SDG 11 recognises the importance of making cities and human settlements inclusive, safe, resilient and sustainable. However, this cannot be achieved until the availability of, access to and use of food in low income settlements is recognised as a specific and urgent issue, and addressed by urban professionals not simply those engaged in agriculture.

Image 2 processed food in India

Summary of action points for reaching SDGs on hunger:

  • The UN SDGs can help address urban food insecurity by targeting urban poverty, but it is not the only issue affecting food security which includes human settlements, water, sanitation and energy.
  • Rather than be seen as inappropriate in urban planning by city managers, low-income households should be encouraged to take up urban agriculture to alleviate hunger in cities.
  • Create food markets, sharing networks and urban agriculture projects to decrease reliance on street food which is often more expensive, less nutritious and more likely to be contaminated than home-prepared meals.
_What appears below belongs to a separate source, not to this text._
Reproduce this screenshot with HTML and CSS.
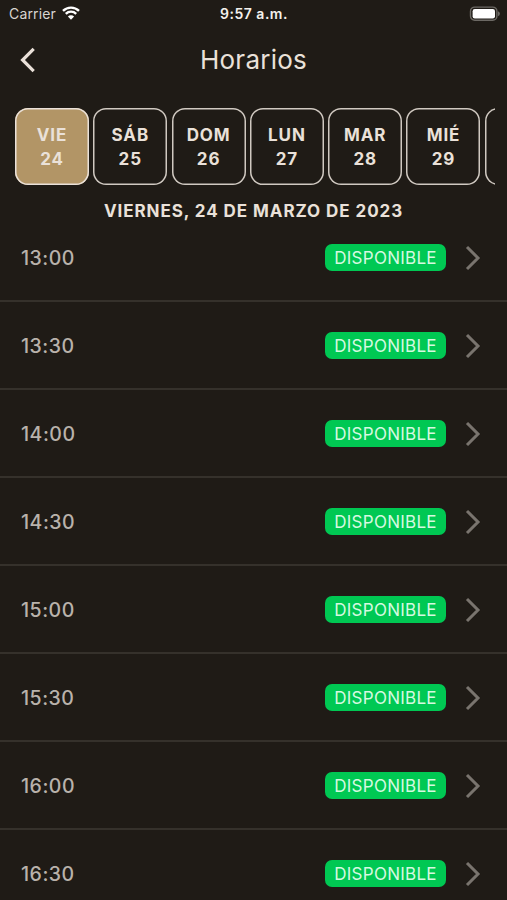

These are only some examples of actions that could be taken to address food security for the urban poor. However, the importance of markets and income-earning opportunities cannot be over-emphasised as it is sustainable livelihoods that will enable people to ensure their food security for present and future generations. Urban planners and similar practitioners could play a key role in achieving food security, improving food nutrition and promoting sustainable agriculture together by focusing on the plights of low-income urban areas.

[1] Maxwell, D. (1999). The political economy of urban food security in Sub-Saharan Africa.World Development, 27(11), 1939-1953.